3. The temperature informing apparatus of claim 1, wherein the charging/discharging element transfers the corresponding current through the second current path to the thermoelectric conversion module in a second direction to heat up a temperature of the lower cover and cool down a temperature of the upper cover to make the temperature of the lower cover be equal to the target temperature.

4. The temperature informing apparatus of claim 1, further comprising a switch unit disposed among the thermoelectric conversion module, the first current path and the second current path, wherein the micro-processor switches the switch unit to select the first current path or the second current path.

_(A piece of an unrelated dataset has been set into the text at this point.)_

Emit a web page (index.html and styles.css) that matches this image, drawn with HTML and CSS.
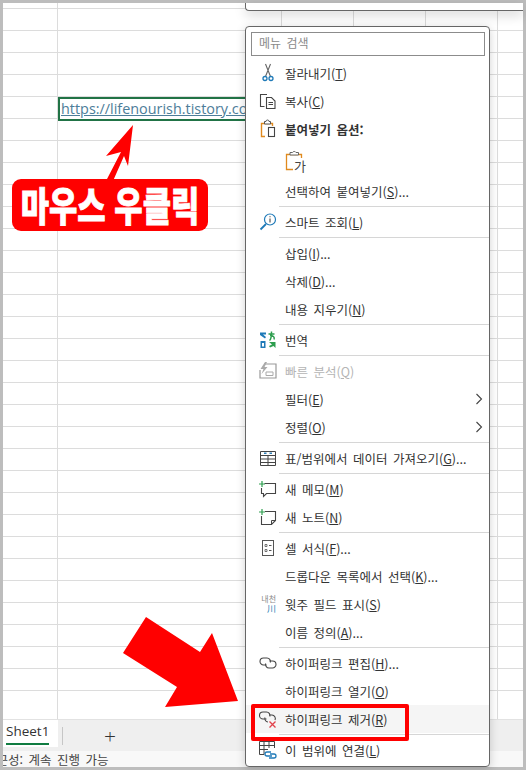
FILE: index.html
```html
<!DOCTYPE html>
<html lang="ko">
<head>
<meta charset="UTF-8">
<meta name="viewport" content="width=device-width, initial-scale=1.0">
<title>하이퍼링크 제거</title>
<link rel="stylesheet" href="styles.css">
</head>
<body>

<div class="window">
  <div class="sheet">
    <div class="col col-a"></div>
    <div class="col col-b"></div>
    <div class="col"></div>
    <div class="col"></div>
    <div class="col"></div>
    <div class="cell">https://lifenourish.tistory.com</div>
  </div>
  <div class="tabs">
    <div class="tab"><span>Sheet1</span></div>
    <div class="tab-divider"></div>
    <div class="tab-add">+</div>
  </div>
  <div class="status"><span>접근성: 계속 진행 가능</span></div>
</div>

<div class="mini-toolbar"></div>

<div class="menu">
  <div class="search">메뉴 검색</div>
  <div class="items">

    <div class="item">
      <svg class="ico" viewBox="0 0 20 20"><path d="M7.500 1l5 12.500M12.500 1l-5 12.500" fill="none" stroke="#666" stroke-width="1.100"/><circle cx="7" cy="15.500" r="2" fill="none" stroke="#1f7ab8" stroke-width="1.300"/><circle cx="13" cy="15.500" r="2" fill="none" stroke="#1f7ab8" stroke-width="1.300"/></svg>
      <span class="txt">잘라내기(<u>T</u>)</span>
    </div>
    <div class="item">
      <svg class="ico" viewBox="0 0 20 20"><path d="M6.500 15.500H2.500V3.500H9" fill="none" stroke="#444" stroke-width="1.100"/><path d="M8.500 6.500h5l3.500 3.500v7.500H8.500z" fill="#fff" stroke="#444" stroke-width="1.100"/><path d="M10.500 11.500h4.500M10.500 13.500h4.500" stroke="#444" stroke-width="1"/></svg>
      <span class="txt">복사(<u>C</u>)</span>
    </div>
    <div class="item item-head">
      <svg class="ico" viewBox="0 0 20 20"><path d="M7 17.500H3.500V4.500H14.500V7" fill="none" stroke="#e08a1e" stroke-width="1.400"/><path d="M6.500 5V2.500h1.500a1.500 1.500 0 0 1 3 0h1.500V5z" fill="#fff" stroke="#555" stroke-width="1"/><rect x="10.500" y="8.500" width="6" height="9" fill="#fff" stroke="#444" stroke-width="1.100"/></svg>
      <span class="txt">붙여넣기 옵션:</span>
    </div>
    <div class="item item-paste">
      <div class="paste-ico txt">
        <svg viewBox="0 0 20 25"><path d="M8 21.500H1.500V6.500H16.500V10" fill="none" stroke="#e08a1e" stroke-width="1.300"/><path d="M5 7V4.500h2.500a2 2 0 0 1 3.500 0h2.500V7z" fill="#fff" stroke="#666" stroke-width="1"/></svg>
        <span>가</span>
      </div>
    </div>
    <div class="item"><span class="txt">선택하여 붙여넣기(<u>S</u>)...</span></div>
    <div class="sep"></div>
    <div class="item">
      <svg class="ico" viewBox="0 0 20 20"><circle cx="12" cy="7.500" r="5.500" fill="none" stroke="#1f7ab8" stroke-width="1.200"/><path d="M8 12L2.500 17.500" stroke="#1f7ab8" stroke-width="1.800"/><path d="M12 6.500v4" stroke="#444" stroke-width="1.100"/><path d="M12 4.300v1" stroke="#444" stroke-width="1.100"/></svg>
      <span class="txt">스마트 조회(<u>L</u>)</span>
    </div>
    <div class="sep"></div>
    <div class="item"><span class="txt">삽입(<u>I</u>)...</span></div>
    <div class="item"><span class="txt">삭제(<u>D</u>)...</span></div>
    <div class="item"><span class="txt">내용 지우기(<u>N</u>)</span></div>
    <div class="sep"></div>
    <div class="item">
      <svg class="ico" viewBox="0 0 20 20"><path d="M2 2.500h6v2H5l3 2.500-1 1.500-5-3.500z" fill="#1f7ab8"/><path d="M2.500 11h5v7h-5zM4 13v3.500h2V13z" fill="#1f7ab8" fill-rule="evenodd"/><path d="M10.500 4h6M13.500 1.500c0 5-.5 8-2 9M12 5.500c3 0 5 1.500 4 4" fill="none" stroke="#2e9e4f" stroke-width="1.500"/><path d="M11 12l6.500 0v6l-2-2-3.500 1.500-1-1.500 3-1.500z" fill="#2e9e4f"/></svg>
      <span class="txt">번역</span>
    </div>
    <div class="sep"></div>
    <div class="item item-off">
      <svg class="ico" viewBox="0 0 20 20"><path d="M6 3h12v14H2v-8" fill="none" stroke="#999" stroke-width="1.200"/><path d="M7 1L2.500 8h3L3.500 13l6-7H6.500L9 1z" fill="#aaa"/><path d="M8 11h7v3.500H8z" fill="none" stroke="#aaa"/></svg>
      <span class="txt">빠른 분석(<u>Q</u>)</span>
    </div>
    <div class="item"><span class="txt">필터(<u>E</u>)</span><svg class="chev" viewBox="0 0 8 12"><path d="M1.500 1l5 5-5 5" fill="none" stroke="#444" stroke-width="1.100"/></svg></div>
    <div class="item"><span class="txt">정렬(<u>O</u>)</span><svg class="chev" viewBox="0 0 8 12"><path d="M1.500 1l5 5-5 5" fill="none" stroke="#444" stroke-width="1.100"/></svg></div>
    <div class="sep"></div>
    <div class="item">
      <svg class="ico" viewBox="0 0 20 20"><path d="M2.500 3.500h15v14h-15zM2.500 7.500h15M2.500 11h15M2.500 14.500h15M10 7.500v10" fill="none" stroke="#444" stroke-width="1"/><path d="M6 4.500h2.500v1.500H6zM11.500 4.500H14v1.500h-2.500z" fill="#2f7fb5"/></svg>
      <span class="txt">표/범위에서 데이터 가져오기(<u>G</u>)...</span>
    </div>
    <div class="sep"></div>
    <div class="item">
      <svg class="ico" viewBox="0 0 20 20"><path d="M6.500 4.500h11v10H8.500l-3 3v-3H3.500V9" fill="none" stroke="#444" stroke-width="1.100"/><path d="M4 2v6M1 5h6" stroke="#2e9e4f" stroke-width="1.200"/></svg>
      <span class="txt">새 메모(<u>M</u>)</span>
    </div>
    <div class="item">
      <svg class="ico" viewBox="0 0 20 20"><path d="M7 4.500h10.500v9l-4 4h-10V9" fill="none" stroke="#444" stroke-width="1.100"/><path d="M13.500 17.500v-4h4" fill="none" stroke="#444"/><path d="M4 2v6M1 5h6" stroke="#2e9e4f" stroke-width="1.200"/></svg>
      <span class="txt">새 노트(<u>N</u>)</span>
    </div>
    <div class="sep"></div>
    <div class="item">
      <svg class="ico" viewBox="0 0 20 20"><rect x="4.500" y="2.500" width="11" height="15" fill="none" stroke="#555" stroke-width="1"/><path d="M7 6.500h2v2H7zM7 11.500h2v2H7z" fill="none" stroke="#555" stroke-width=".8"/><path d="M11 7.500h2.500M11 12.500h2.500" stroke="#555"/></svg>
      <span class="txt">셀 서식(<u>F</u>)...</span>
    </div>
    <div class="item"><span class="txt">드롭다운 목록에서 선택(<u>K</u>)...</span></div>
    <div class="item">
      <div class="ruby-ico"><span>내천</span><b>川</b></div>
      <span class="txt">윗주 필드 표시(<u>S</u>)</span>
    </div>
    <div class="item"><span class="txt">이름 정의(<u>A</u>)...</span></div>
    <div class="sep"></div>
    <div class="item">
      <svg class="ico" viewBox="0 0 20 20"><path d="M8.500 12H5.500a3.500 3.500 0 0 1 0-7H9a3.500 3.500 0 0 1 3.300 4.500" fill="none" stroke="#444" stroke-width="1.100"/><path d="M11.500 8H14.500a3.500 3.500 0 0 1 0 7H11a3.500 3.500 0 0 1-3.300-4.500" fill="none" stroke="#444" stroke-width="1.100"/></svg>
      <span class="txt">하이퍼링크 편집(<u>H</u>)...</span>
    </div>
    <div class="item"><span class="txt">하이퍼링크 열기(<u>O</u>)</span></div>
    <div class="item item-hover">
      <svg class="ico" viewBox="0 0 20 20"><path d="M8.500 10H5a3.500 3.500 0 0 1 0-7h3.500A3.500 3.500 0 0 1 11.800 7.500" fill="none" stroke="#444" stroke-width="1.100"/><path d="M11 6H14a3.500 3.500 0 0 1 3 5M10 13a3.500 3.500 0 0 1-3-4.500" fill="none" stroke="#444" stroke-width="1.100"/><path d="M11.500 12.500l6 6M17.500 12.500l-6 6" stroke="#e0414b" stroke-width="1.300"/></svg>
      <span class="txt">하이퍼링크 제거(<u>R</u>)</span>
    </div>
    <div class="sep"></div>
    <div class="item">
      <svg class="ico" viewBox="0 0 20 20"><path d="M6 14.500H1.500v-13h15V8M1.500 5.500h15M1.500 9.500H10M6 1.500v13M11 1.500V8" fill="none" stroke="#444" stroke-width="1"/><path d="M13 12h-4a2 2 0 0 0 0 4h5M12 14h4a2 2 0 0 1 0 4h-5" fill="none" stroke="#1f7ab8" stroke-width="1.300"/></svg>
      <span class="txt">이 범위에 연결(<u>L</u>)</span>
    </div>
  </div>
</div>

<!-- annotations drawn over the screenshot -->
<svg class="arrows" viewBox="0 0 526 770">
  <path d="M133 125L106 156 121 152 107 179 113 181 124 156 128 166z" fill="#f00"/>
  <path d="M146 617L123 653 177 687 165 707 238 701 212 633 200 652z" fill="#f00"/>
</svg>
<div class="label"><span>마우스 우클릭</span></div>
<div class="highlight"></div>

</body>
</html>
```

FILE: styles.css
```css
body {
  margin: 0;
  width: 526px;
  height: 770px;
  overflow: hidden;
  position: relative;
  background: #fff;
  font-family: "Noto Sans CJK KR", "Noto Sans", sans-serif;
}

.window {
  box-sizing: border-box;
  width: 526px;
  height: 770px;
  border: 3px solid #bdbdbd;
  display: flex;
  flex-direction: column;
  background: #fff;
}

.sheet {
  height: 716px;
  position: relative;
  display: flex;
  background-color: #fff;
  background-image: repeating-linear-gradient(to bottom, transparent 0, transparent 21px, #dcdcdc 21px, #dcdcdc 22px);
  background-position: 0 -16px;
}

.col {
  width: 71px;
  border-right: 1px solid #dcdcdc;
}

.col-a {
  width: 54px;
}

.col-b {
  width: 223px;
}

/* runs on under the context menu */
.cell {
  position: absolute;
  left: 55px;
  top: 94px;
  width: 223px;
  height: 24px;
  box-sizing: border-box;
  padding-left: 1px;
  border: 2px solid #217346;
  white-space: nowrap;
  background: #fff;
  font-family: "Open Sans", sans-serif;
  font-size: 14.400px;
  line-height: 20px;
  color: #4d7d99;
  text-decoration: underline;
}

.tabs {
  height: 32px;
  display: flex;
  align-items: center;
  background: #efefef;
  border-top: 1px solid #e2e2e2;
  box-sizing: border-box;
}

.tab {
  width: 55px;
  height: 27px;
  align-self: flex-start;
  background: #fff;
  font-family: "Open Sans", sans-serif;
  font-size: 13.500px;
  color: #333;
  box-sizing: border-box;
  padding-left: 3px;
}

.tab span {
  display: inline-block;
  line-height: 22px;
  padding-bottom: 1px;
  border-bottom: 2px solid #107c41;
}

.tab-divider {
  width: 1px;
  height: 18px;
  margin-left: 4px;
  background: #c6c6c6;
}

.tab-add {
  margin-left: 41px;
  font-family: "Open Sans", sans-serif;
  font-size: 21px;
  font-weight: 300;
  line-height: 22px;
  color: #333;
}

.status {
  height: 16px;
  overflow: hidden;
  background: #f8f8f8;
  font-size: 12.500px;
  word-spacing: 2px;
  line-height: 18px;
  color: #444;
  white-space: nowrap;
}

.status span {
  margin-left: -18px;
}

.mini-toolbar {
  position: absolute;
  left: 245px;
  top: 3px;
  right: 3px;
  height: 7px;
  background: #fff;
  border: 1px solid #666;
  border-top: 0;
  border-right: 0;
  border-radius: 0 0 0 4px;
  box-shadow: 0 4px 12px rgba(0, 0, 0, 0.18);
}

.menu {
  position: absolute;
  left: 245px;
  top: 26px;
  width: 245px;
  height: 741px;
  box-sizing: border-box;
  background: #fff;
  border: 1px solid #666;
  border-radius: 4px;
  box-shadow: 0 2px 10px rgba(0, 0, 0, 0.18);
  padding-top: 5px;
}

.search {
  box-sizing: border-box;
  margin-left: 5px;
  width: 234px;
  height: 24px;
  border: 1px solid #8c8c8c;
  padding-left: 7px;
  font-size: 12px;
  word-spacing: 2px;
  line-height: 20px;
  color: #8a8a8a;
}

.items {
  margin-top: 3px;
}

.item {
  height: 28px;
  display: grid;
  grid-template-columns: 39px 1fr auto;
  align-items: center;
  font-size: 12.500px;
  word-spacing: 2px;
  color: #333;
  white-space: nowrap;
}

.txt {
  grid-column: 2;
}

.item u {
  text-underline-offset: 1px;
}

.item-head {
  font-weight: 700;
}

.item-paste {
  height: 34px;
}

.item-off {
  color: #b5b5b5;
}

.item-hover {
  background: #f5f5f5;
}

.ico {
  width: 20px;
  height: 20px;
  margin-left: 12px;
}

.chev {
  grid-column: 3;
  width: 8px;
  height: 12px;
  margin-right: 6px;
}

.sep {
  height: 1px;
  margin: 1px 0 1px 33px;
  background: #d6d6d6;
}

.paste-ico {
  position: relative;
  width: 20px;
  height: 25px;
}

.paste-ico svg {
  width: 20px;
  height: 25px;
}

.paste-ico span {
  position: absolute;
  left: 9px;
  top: 9px;
  font-size: 13px;
  line-height: 18px;
  color: #444;
}

.ruby-ico {
  width: 18px;
  margin-left: 12px;
  text-align: right;
  line-height: 10px;
}

.ruby-ico span {
  display: block;
  font-size: 8px;
  color: #8a8a8a;
}

.ruby-ico b {
  display: block;
  font-size: 9px;
  font-weight: 400;
  color: #2f7fb5;
}

.arrows {
  position: absolute;
  left: 0;
  top: 0;
  width: 526px;
  height: 770px;
  pointer-events: none;
}

.label {
  position: absolute;
  left: 12px;
  top: 179px;
  width: 196px;
  height: 52px;
  border-radius: 9px;
  background: #f00;
  color: #fff;
  font-size: 40px;
  font-weight: 900;
  line-height: 50px;
  text-align: center;
  white-space: nowrap;
  -webkit-text-stroke: 0.8px #fff;
}

.label span {
  display: inline-block;
  margin: 0 -40px;
  transform: scaleX(0.77);
}

.highlight {
  position: absolute;
  left: 251px;
  top: 704px;
  width: 158px;
  height: 37px;
  box-sizing: border-box;
  border: 4px solid #f00;
  border-radius: 2px;
}
```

5. The temperature informing apparatus of claim 1, wherein the transmitting interface is a Bluetooth interface or a WiFi interface.

6. The temperature informing apparatus of claim 1, wherein the target temperature is stored in a remote database, wherein the remote database is weather forecast center.

7. The temperature informing apparatus of claim 6, wherein the micro-processor transfers the temperature to the remote database or another user through the transmitting interface.

8. The temperature informing apparatus of claim 1, wherein the temperature is set through the transmitting interface by a (the?) user.

9. The temperature informing apparatus of claim 1, wherein the temperature sensor further comprises a first temperature sensor and a second temperature sensor disposed on the upper cover and the lower cover respectively to detect a temperature of the upper cover and a temperature of the lower cover respectively.

10. The temperature informing apparatus of claim 1, wherein the thermoelectric conversion module comprises a plurality of P-type thermal-electric material and a plurality of N-type thermal-electric material coupled in series in a P-N pair formed.